Белорусской полиции, естественно, приходилось участвовать и в уничтожении еврейского населения. Тем не менее, большинство историков склонны считать, что это также не выходило за рамки «обычных» проявлений оккупации. В целом, уровень антисемитизма в Белоруссии был значительно ниже, чем, например, на Украине, и белорусское население не участвовало в массовых антиеврейских эксцессах, как, например, в Прибалтике.

История белорусских коллаборационистских формирований закончилась, фактически, в июле 1944 г. В эмиграции также были попытки создать нечто подобное, и с немецкой, и с белорусской стороны. Однако ни по масштабам, ни по значению, части, которые были созданы в промежуток времени с июля 1944 по апрель 1945 г., ни в коей мере нельзя сравнивать с частями, которые были созданы в период оккупации. К тому же, в деле их создания было больше политики, чем военных соображений. В принципе, эта закономерность касается не только белорусских добровольцев.

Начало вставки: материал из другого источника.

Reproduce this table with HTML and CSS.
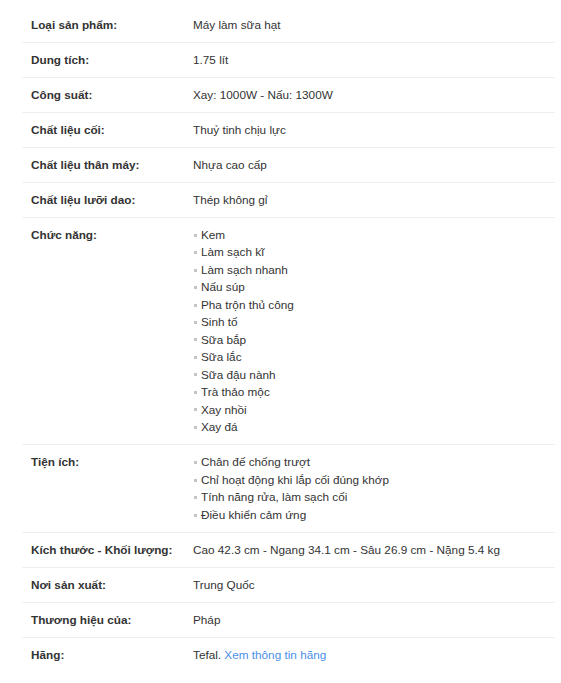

Закономерным был и конец этих формирований, который, помимо всего прочего, показал, что поражение ждет всех, кто попадет в центр схватки между двумя гигантами. К тому же, если еще и погонится за заведомо утопической идеей, какой на тот момент являлся белорусский национализм с его стремлением создать «Независимую Белоруссию». Ни политических, ни военных, ни национальных, ни каких-либо других предпосылок для подобного начинания в условиях того времени попросту не было.